At least 86 killed in twin blast in Turkey’s Ankara ahead of peace rally


Two explosions shook a road junction in the center of the Turkish capital Ankara on Oct. 10, causing many casualties including fatalities, at least 86 according to the Interior Ministry, ahead of a “peace” meeting, Doğan News Agency reported.

126 people were injured at the attacks, the ministry said in a written statement.

However, the chief public prosecutor in Ankara said the death toll was even higher.

86 people died at the attack scene as 17 others died at the hospitals, Prosecutor Harun Kodalak told Hürriyet.

“Some remain under critical condition. We fear that the death toll will rise,” he said.

Osman Nacar, the head of the emergency desk at the ministry, said 20 people were heavily wounded.

The blasts were at the two sides of the exit of the main train station in the city, where the People’s Democratic Party (HDP) supporters were gathering.

The cause of the blasts was not immediately clear.

Turkey’s state-run Anadolu Agency reported that it could be a suicide bomber, as eye witnesses said human flesh was all over the scene.

Blasts occurred ahead of a planned “peace” march organized by labor unions and a number of NGOs to protest against the conflict between the state and militants of the outlawed Kurdistan Workers’ Party (PKK) in southeast Turkey.

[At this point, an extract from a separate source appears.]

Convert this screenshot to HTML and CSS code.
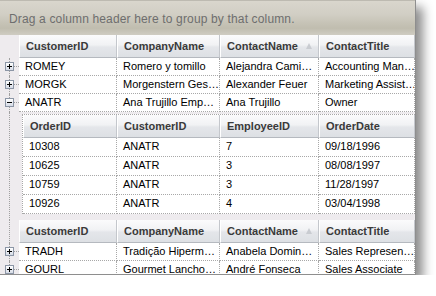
FILE: index.html
```html
<!DOCTYPE html>
<html>
<head>
<meta charset="utf-8">
<link rel="stylesheet" href="styles.css">
</head>
<body>
<div class="grid">
  <div class="group-panel">Drag a column header here to group by that column.</div>
  <div class="body">
    <div class="row head">
      <div class="ind"></div>
      <div class="hc">CustomerID</div>
      <div class="hc">CompanyName</div>
      <div class="hc sort">ContactName<span class="arrow"></span></div>
      <div class="hc">ContactTitle</div>
    </div>
    <div class="row">
      <div class="ind tree"><span class="exp"><span class="h"></span><span class="v"></span></span></div>
      <div class="c">ROMEY</div><div class="c">Romero y tomillo</div><div class="c">Alejandra Cami…</div><div class="c">Accounting Man…</div>
    </div>
    <div class="row">
      <div class="ind tree"><span class="exp"><span class="h"></span><span class="v"></span></span></div>
      <div class="c">MORGK</div><div class="c">Morgenstern Ges…</div><div class="c">Alexander Feuer</div><div class="c">Marketing Assist…</div>
    </div>
    <div class="row">
      <div class="ind tree"><span class="exp"><span class="h"></span></span></div>
      <div class="c">ANATR</div><div class="c">Ana Trujillo Emp…</div><div class="c">Ana Trujillo</div><div class="c">Owner</div>
    </div>
    <div class="detail">
      <div class="ind tree full"></div>
      <div class="child-wrap">
        <div class="child">
          <div class="crow head">
            <div class="hc">OrderID</div>
            <div class="hc">CustomerID</div>
            <div class="hc">EmployeeID</div>
            <div class="hc">OrderDate</div>
          </div>
          <div class="crow"><div class="c">10308</div><div class="c">ANATR</div><div class="c">7</div><div class="c">09/18/1996</div></div>
          <div class="crow"><div class="c">10625</div><div class="c">ANATR</div><div class="c">3</div><div class="c">08/08/1997</div></div>
          <div class="crow"><div class="c">10759</div><div class="c">ANATR</div><div class="c">3</div><div class="c">11/28/1997</div></div>
          <div class="crow"><div class="c">10926</div><div class="c">ANATR</div><div class="c">4</div><div class="c">03/04/1998</div></div>
        </div>
      </div>
    </div>
    <div class="row head">
      <div class="ind tree full"></div>
      <div class="hc">CustomerID</div>
      <div class="hc">CompanyName</div>
      <div class="hc sort">ContactName<span class="arrow"></span></div>
      <div class="hc">ContactTitle</div>
    </div>
    <div class="row">
      <div class="ind tree"><span class="exp"><span class="h"></span><span class="v"></span></span></div>
      <div class="c">TRADH</div><div class="c">Tradição Hiperm…</div><div class="c">Anabela Domin…</div><div class="c">Sales Represen…</div>
    </div>
    <div class="row">
      <div class="ind tree"><span class="exp"><span class="h"></span><span class="v"></span></span></div>
      <div class="c">GOURL</div><div class="c">Gourmet Lancho…</div><div class="c">André Fonseca</div><div class="c">Sales Associate</div>
    </div>
  </div>
</div>
</body>
</html>
```
FILE: styles.css
```css
* { box-sizing: border-box; }
html, body { margin: 0; padding: 0; background: #ffffff; }
body {
  font-family: "Liberation Sans", Arial, sans-serif;
  font-size: 11px;
  color: #000;
}
.grid {
  width: 416px;
  height: 275px;
  overflow: hidden;
  border-right: 1px solid #8e8e8e;
  border-bottom: 1px solid #8e8e8e;
  box-shadow: 7px 7px 10px rgba(0, 0, 0, 0.45);
  display: flex;
  flex-direction: column;
}
.group-panel {
  height: 35px;
  flex: none;
  padding: 11px 0 0 9px;
  color: #6e6e6e;
  font-size: 12px;
  letter-spacing: 0.15px;
  border-top: 1px solid #bdbab1;
  background: linear-gradient(#d9d6cd 0%, #d1cec4 40%, #c6c3b6 65%, #c0bdaf 80%, #cfccc2 100%);
}
.body {
  flex: 1;
  min-height: 0;
  overflow: hidden;
  background: #eeebee;
  display: flex;
  flex-direction: column;
}
.row {
  display: grid;
  grid-template-columns: 19px 98px 103px 99px 96px;
  height: 18px;
  flex: none;
}
.row.head { height: 23px; }
.ind { position: relative; background: #eeebee; }
.c {
  background: #fff;
  padding: 0 0 0 6px;
  line-height: 16px;
  white-space: nowrap;
  overflow: hidden;
  border-right: 1px dotted #a8a8a8;
  border-bottom: 1px dotted #a8a8a8;
}
.hc {
  position: relative;
  font-weight: bold;
  font-size: 11px;
  color: #3a3a3a;
  padding: 0 0 0 6px;
  line-height: 22px;
  white-space: nowrap;
  overflow: hidden;
  background: linear-gradient(#fbfbfc 0%, #f1f2f4 45%, #e4e6ea 55%, #dde0e4 100%);
  border-left: 1px solid #ffffff;
  border-right: 1px solid #c4c7cc;
  border-bottom: 1px solid #b5b9bf;
}
.arrow {
  position: absolute;
  right: 6px;
  top: 8px;
  width: 0;
  height: 0;
  border-left: 3.5px solid transparent;
  border-right: 3.5px solid transparent;
  border-bottom: 6px solid #c9ccd1;
}
.tree::before {
  content: "";
  position: absolute;
  left: 9px;
  top: 0;
  bottom: 0;
  border-left: 1px dotted #a0a0a0;
}
.tree::after {
  content: "";
  position: absolute;
  left: 14px;
  right: 0;
  top: 8px;
  border-top: 1px dotted #a0a0a0;
}
.tree.full::after { display: none; }
.exp {
  position: absolute;
  left: 5px;
  top: 4px;
  width: 9px;
  height: 9px;
  border: 1px solid #8c96a6;
  background: linear-gradient(#ffffff, #d6dbe6);
  z-index: 1;
}
.exp .h {
  position: absolute;
  left: 1px;
  top: 3px;
  width: 5px;
  height: 1px;
  background: #000;
}
.exp .v {
  position: absolute;
  left: 3px;
  top: 1px;
  width: 1px;
  height: 5px;
  background: #000;
}
.detail {
  display: grid;
  grid-template-columns: 19px 396px;
  flex: none;
}
.child-wrap {
  padding: 2px 0 6px 3px;
  background: #eeebee;
}
.child {
  border-left: 1px dotted #a8a8a8;
  border-top: 1px dotted #a8a8a8;
  background: #fff;
}
.crow {
  display: grid;
  grid-template-columns: 94px 103px 99px 96px;
  height: 19px;
}
.crow .c { line-height: 17px; }
.crow.head { height: 23px; }
```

Organizers have cancelled the meeting, calling on participants from other cities to return. They also called on people to donate blood for numbers of injured people atAnkara hospitals.

The police emptied the scene to avoid more casualties in any possible third attack.

The police fired in the air to disperse protesters from the scene. Demonstrators angered by the attack on their fellow activists shouted “police murderers,” AFP reported, but were then dispersed as the security forces intervened.

HDP co-chair Selahattin Demirtaş said in Istanbul that the attack was very similar to the two recent attacks in Diyarbakır and Suruç. “The toll is very high,” he said.

On June 5, two days before the general elections that took HDP to the parliament as a party group, four people died in a twin bomb attack on a HDP rally in Diyarbakır, one of the strongholds of the party in the southeast, where Demirtaş was scheduled to address the crowd.

Turkey is now heading for a re-election on Nov 1, as the former election failed to produce a one-party or coalition government.

A sum of 33 people died in a July 20 attack on a socialist youth group by the Islamic State of Iraq and the Levant (ISIL) in the southeastern district of Suruç.

Turkish President Recep Tayyip Erdoğan cancelled all scheduled programs.Prime Minister Ahmet Davutoğlu will meet with with Deputy PM Yalçın Akdoğan, Health Minister Mehmet Müezzionğlu, Interior Minister Selami Altınok, the police chief, the intel chief and Ankara Mayor at noon in Ankara, CNNTürk reported.

Republican People’s Party (CHP) leader Kemal Kılıçdaorğlu said Turkey does not deserve this, also announcing that his party has cancelled all events today.

The party is ready to lend any support to end terrorism, he said. “We are ready with all our power,” he said.

“We have to spent joint efforts,” he said.

CHP deputy leader Gürsel Tekin said a number of lawmakers from his party were planning to attend the meeting to lend support for the call for peace. Musa Kart, one of those deputies, shared the photo of an iron shot on the social media, saying that such pieces dropped from the air.

Council of Europe Secretary General Jagland has condemned the attack.

“The news from Ankara this morning is shocking and disturbing. This is a ruthless and barbaric attack on peaceful demonstrators. I express my condolences to all who have lost their friends and loved ones. Freedom of assembly and freedom of expression are fundamental pillars of democracy”, said Jagland in a written statement.

The rally was organized by the Confederation of Public Sector Trades’ Unions (KESK), Confederation of Progressive Trade Unions of Turkey (DİSK), Turkish Medical Association (TTB) and Union of Chambers of Turkish Engineers and Architects (TMMOB).